Perhaps Social Media is to blame. It is responsible for most of our society’s ills, isn’t it? A dark swirling primordial place where truth wanders in at its own peril and disinformation feels right at home. Where new meanings are given to old words, as we troll the unsuspecting and use anonymity to shield us from retribution.

And yet, surely, there is good to be found there; truth, not wholly altered. Images, pure and filled with light?

In the past, we marched slowly from one age to another. From one enlightened period to another, with careful consideration and endless discussions along the way.


Ideas evolved slowly. Opinions, like stone carvings took many blows before becoming something understandable. Change was always uncomfortable, and never hastened for its own merits. For as often as not, it came dangerously close to altering the status quo – thus creating uncertainty. Shifting the boundaries and letting in those that did not belong.

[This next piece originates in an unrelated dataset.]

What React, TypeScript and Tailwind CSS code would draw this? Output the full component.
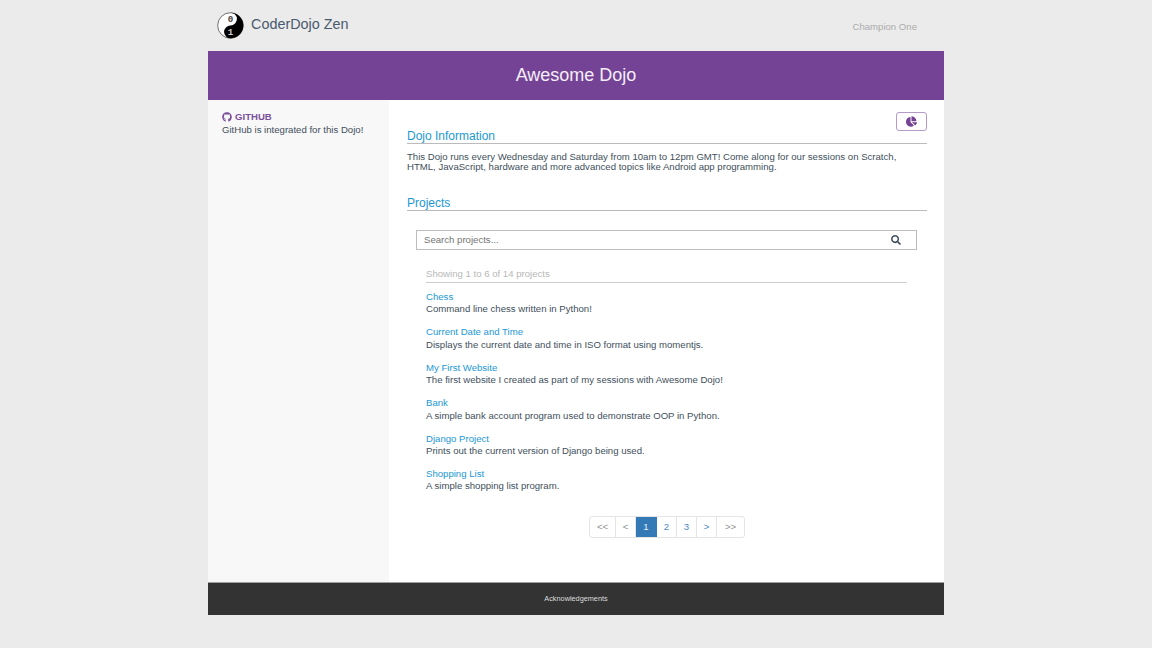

At the same time, allowing in questions that would inevitably have to be answered, and with those answers, came further change and before you knew it – everything and everyone was different.

Today, change is mass-produced, like Cheetos sliding off the assembly line into neat multi-colored packages. No longer a line of demarcation between evolving right and wrong. No longer an acceptable space between two warring ideas. Change was the easy to see and distinguishable fly-in-the-ointment. The line, that once passed, could not be undone. Today, change is now more nuanced. More fluid.

Like an ever-evolving language, we see change as something that shifts our attention. Pulls it off something that’s old and tired and allows us to be impressed with something new and shiny.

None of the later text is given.